→ Exercise requirements
Pick out every line with the word "components" and copy it.

→ Raw data
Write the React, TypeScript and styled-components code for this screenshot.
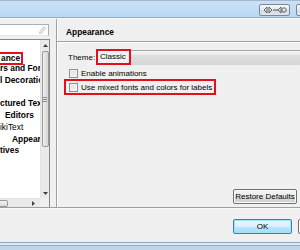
import React from "react";
import styled, { createGlobalStyle } from "styled-components";

const Global = createGlobalStyle`
  html, body { margin: 0; padding: 0; background: #f0f0f0; }
  body { font-family: "Liberation Sans", Arial, sans-serif; font-size: 8px; color: #000; }
`;

const Window = styled.div`
  width: 300px;
  height: 250px;
  overflow: hidden;
  display: flex;
  flex-direction: column;
  background: #f0f0f0;
`;

const TitleBar = styled.div`
  height: 18px;
  flex: none;
  border-top: 1px solid #a6b8cc;
  border-bottom: 1px solid #9aa9b9;
  background: linear-gradient(#c9e1f6, #bcd8f2);
  display: flex;
  justify-content: flex-end;
  align-items: flex-start;
  gap: 6px;
  padding-top: 3px;
  box-sizing: border-box;
  margin-right: -20px;
`;

const CaptionButton = styled.div<{ $w: number }>`
  width: ${(p) => p.$w}px;
  height: 12px;
  box-sizing: border-box;
  border: 1px solid #7d8894;
  border-radius: 2px;
  background: linear-gradient(#f4f7fa 0%, #e4eaf0 50%, #d3dbe4 51%, #dfe6ee 100%);
  display: flex;
  align-items: center;
  justify-content: center;
`;

const TitleGap = styled.div`
  height: 1px;
  flex: none;
  background: #f7f7f7;
`;

const Main = styled.div`
  height: 188px;
  flex: none;
  display: flex;
`;

const LeftPanel = styled.div`
  width: 50px;
  flex: none;
  margin-right: 6px;
  display: flex;
  flex-direction: column;
  padding-top: 5px;
  box-sizing: border-box;
`;

const FilterBox = styled.div`
  height: 12px;
  flex: none;
  box-sizing: border-box;
  border: 1px solid #abadb3;
  border-left: none;
  border-bottom-color: #e3e9ef;
  background: #fff;
  display: flex;
  justify-content: flex-end;
  align-items: center;
  padding-right: 2px;
  margin-right: 1px;
`;

const TreeBox = styled.div`
  flex: 1;
  margin-top: 3px;
  background: #fff;
  border-top: 1px solid #828790;
  border-right: 1px solid #828790;
  display: grid;
  grid-template-columns: 40px 9px;
  grid-template-rows: 1fr 9px;
  overflow: hidden;
`;

const TreeView = styled.div`
  overflow: hidden;
`;

const TreeRow = styled.div<{ $indent: number; $bold?: boolean }>`
  height: 11.7px;
  line-height: 11.7px;
  white-space: nowrap;
  padding-left: ${(p) => p.$indent}px;
  font-weight: ${(p) => (p.$bold === false ? 400 : 700)};
  font-size: 8.4px;
  color: #000;
`;

const Marked = styled.span`
  display: inline-block;
  box-sizing: border-box;
  height: 13px;
  line-height: 9px;
  border: 2px solid #e3101b;
  border-left: none;
  padding: 0 1px;
  vertical-align: top;
`;

const VScroll = styled.div`
  background: #eaeaea;
  border-left: 1px solid #e3e3e3;
  display: flex;
  flex-direction: column;
  align-items: center;
`;

const ArrowCell = styled.div`
  height: 10px;
  width: 100%;
  display: flex;
  align-items: center;
  justify-content: center;
  flex: none;
`;

const Thumb = styled.div<{ $h: number }>`
  height: ${(p) => p.$h}px;
  width: 7px;
  box-sizing: border-box;
  border: 1px solid #9a9a9a;
  border-radius: 2px;
  background: linear-gradient(90deg, #f3f3f3, #e2e2e2 50%, #d6d6d6);
  display: flex;
  align-items: center;
  justify-content: center;
  flex: none;
  margin-top: 1px;
`;

const Spacer = styled.div`
  flex: 1;
`;

const HScroll = styled.div`
  background: #eaeaea;
  border-top: 1px solid #e3e3e3;
  display: flex;
  align-items: center;
`;

const HThumb = styled.div`
  width: 8px;
  height: 7px;
  box-sizing: border-box;
  border: 1px solid #9a9a9a;
  border-left: none;
  border-radius: 0 2px 2px 0;
  background: linear-gradient(#f3f3f3, #d9d9d9);
`;

const Corner = styled.div`
  background: #f0f0f0;
`;

const RightPanel = styled.div`
  flex: 1;
  border-left: 1px solid #a0a0a0;
  box-shadow: inset 1px 0 #ffffff;
  display: flex;
  flex-direction: column;
`;

const Header = styled.div`
  height: 23px;
  flex: none;
  box-sizing: border-box;
  padding: 3px 0 0 9px;
  display: flex;
  align-items: center;
  font-weight: 700;
  font-size: 8.4px;
  border-bottom: 1px solid #a0a0a0;
`;

const HeaderShadow = styled.div`
  height: 1px;
  background: #ffffff;
  flex: none;
`;

const Content = styled.div`
  flex: 1;
  display: flex;
  flex-direction: column;
  padding-left: 7px;
`;

const ThemeRow = styled.div`
  margin-top: 6px;
  height: 16px;
  display: flex;
  align-items: center;
  padding-left: 4px;
`;

const ThemeLabel = styled.span`
  width: 28px;
  flex: none;
`;

const Combo = styled.div`
  flex: 1;
  height: 15px;
  margin-top: 1px;
  box-sizing: border-box;
  border-top: 1px solid #a8a8a8;
  background: linear-gradient(#f4f4f4 0%, #ececec 25%, #dfdfdf 30%, #d6d6d6 100%);
  margin-right: -4px;
  display: flex;
  align-items: flex-start;
`;

const ComboValue = styled.span`
  height: 16px;
  margin-top: -2px;
  box-sizing: border-box;
  border: 2px solid #e3101b;
  background: #f2f2f2;
  padding: 0 3px 0 2px;
  line-height: 12px;
  display: flex;
  align-items: center;
`;

const CheckRow = styled.div`
  height: 11px;
  margin-top: 3px;
  display: flex;
  align-items: center;
  padding-left: 5px;
  gap: 3px;
`;

const MarkedCheckRow = styled.div`
  height: 16px;
  width: fit-content;
  box-sizing: border-box;
  border: 2px solid #e3101b;
  display: flex;
  align-items: center;
  padding: 0 2px 0 3px;
  gap: 3px;
`;

const CheckBox = styled.span`
  width: 9px;
  height: 9px;
  box-sizing: border-box;
  border: 1px solid #8f8f8f;
  background: linear-gradient(135deg, #dcdcdc, #f6f6f6);
  box-shadow: inset 0 0 0 1px #f4f4f4;
  flex: none;
`;

const RestoreRow = styled.div`
  margin-top: auto;
  display: flex;
  justify-content: flex-end;
  padding: 0 3px 3px 0;
`;

const Button = styled.button<{ $w: number; $default?: boolean }>`
  width: ${(p) => p.$w}px;
  height: 15px;
  flex: none;
  box-sizing: border-box;
  padding: 0;
  font-family: "Liberation Sans", Arial, sans-serif;
  font-size: 8px;
  color: #000;
  border-radius: 2px;
  border: 1px solid ${(p) => (p.$default ? "#3c7fb1" : "#707070")};
  background: ${(p) =>
    p.$default
      ? "linear-gradient(#eaf6fd 0%, #d9f0fc 50%, #bee6fd 51%, #a7d9f5 100%)"
      : "linear-gradient(#f2f2f2 0%, #ebebeb 50%, #dddddd 51%, #cfcfcf 100%)"};
  box-shadow: inset 0 0 0 1px ${(p) => (p.$default ? "#a6e2f7" : "#fcfcfc")};
`;

const Separator = styled.div`
  height: 2px;
  flex: none;
  border-top: 1px solid #a0a0a0;
  box-sizing: border-box;
  background: #fafafa;
`;

const ButtonBar = styled.div`
  height: 33px;
  flex: none;
  display: flex;
  justify-content: flex-end;
  gap: 6px;
  padding-top: 10px;
  box-sizing: border-box;
  margin-right: -57px;
`;

const Frame = styled.div`
  height: 7px;
  flex: none;
  border-top: 1px solid #8aa6c1;
  background: linear-gradient(#dbe8f5 0 2px, #8fb0cf 2px 3px, #c2d4e6 3px 100%);
`;

const treeRows: { text: React.ReactNode; indent: number; bold?: boolean }[] = [
  { text: "", indent: 0 },
  { text: <Marked>ance</Marked>, indent: 0 },
  { text: "rs and Fonts", indent: 0 },
  { text: "l Decorations", indent: 0 },
  { text: "", indent: 0 },
  { text: "ctured Text", indent: 0 },
  { text: "Editors", indent: 5 },
  { text: "ikiText", indent: 0, bold: false },
  { text: "Appearance", indent: 12 },
  { text: "tives", indent: 0 },
];

export default function App() {
  return (
    <>
      <Global />
      <Window>
        <TitleBar>
          <CaptionButton $w={31}>
            <svg width="24" height="8" viewBox="0 0 24 8">
              <path d="M4 1 L1 4 L4 7 Z" fill="none" stroke="#555" strokeWidth="0.9" />
              <path d="M6 1 L9 4 L6 7 Z" fill="none" stroke="#555" strokeWidth="0.9" />
              <path d="M10 4 H15" stroke="#555" strokeWidth="1" />
              <path d="M18 1 L15 4 L18 7 Z" fill="none" stroke="#555" strokeWidth="0.9" />
              <circle cx="21" cy="4" r="2.2" fill="none" stroke="#555" strokeWidth="0.9" />
            </svg>
          </CaptionButton>
          <CaptionButton $w={24} />
        </TitleBar>
        <TitleGap />
        <Main>
          <LeftPanel>
            <FilterBox>
              <svg width="7" height="8" viewBox="0 0 7 8">
                <path d="M5 0.5 L6.5 2 L2.5 7 L0.5 7.5 L1 5.5 Z" fill="#f4f4f4" stroke="#b5b5b5" strokeWidth="0.8" />
              </svg>
            </FilterBox>
            <TreeBox>
              <TreeView>
                {treeRows.map((r, i) => (
                  <TreeRow key={i} $indent={r.indent} $bold={r.bold}>
                    {r.text}
                  </TreeRow>
                ))}
              </TreeView>
              <VScroll>
                <ArrowCell>
                  <svg width="5" height="3" viewBox="0 0 5 3">
                    <path d="M0 3 L2.5 0 L5 3 Z" fill="#404040" />
                  </svg>
                </ArrowCell>
                <Thumb $h={96}>
                  <svg width="4" height="5" viewBox="0 0 4 5">
                    <path d="M0 0.5 H4 M0 2.5 H4 M0 4.5 H4" stroke="#8a8a8a" strokeWidth="1" />
                  </svg>
                </Thumb>
                <Spacer />
                <ArrowCell>
                  <svg width="5" height="3" viewBox="0 0 5 3">
                    <path d="M0 0 L2.5 3 L5 0 Z" fill="#404040" />
                  </svg>
                </ArrowCell>
              </VScroll>
              <HScroll>
                <HThumb />
                <Spacer />
                <svg width="3" height="5" viewBox="0 0 3 5" style={{ marginRight: 5 }}>
                  <path d="M0 0 L3 2.5 L0 5 Z" fill="#404040" />
                </svg>
              </HScroll>
              <Corner />
            </TreeBox>
          </LeftPanel>
          <RightPanel>
            <Header>Appearance</Header>
            <HeaderShadow />
            <Content>
              <ThemeRow>
                <ThemeLabel>Theme:</ThemeLabel>
                <Combo>
                  <ComboValue>Classic</ComboValue>
                </Combo>
              </ThemeRow>
              <CheckRow>
                <CheckBox />
                <span>Enable animations</span>
              </CheckRow>
              <MarkedCheckRow>
                <CheckBox />
                <span>Use mixed fonts and colors for labels</span>
              </MarkedCheckRow>
              <RestoreRow>
                <Button $w={64}>Restore Defaults</Button>
              </RestoreRow>
            </Content>
          </RightPanel>
        </Main>
        <Separator />
        <ButtonBar>
          <Button $w={59} $default>OK</Button>
          <Button $w={59}>Cancel</Button>
        </ButtonBar>
        <Frame />
      </Window>
    </>
  );
}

→ Right answer
Write the React, TypeScript and styled-components code for this screenshot.
import styled, { createGlobalStyle } from "styled-components";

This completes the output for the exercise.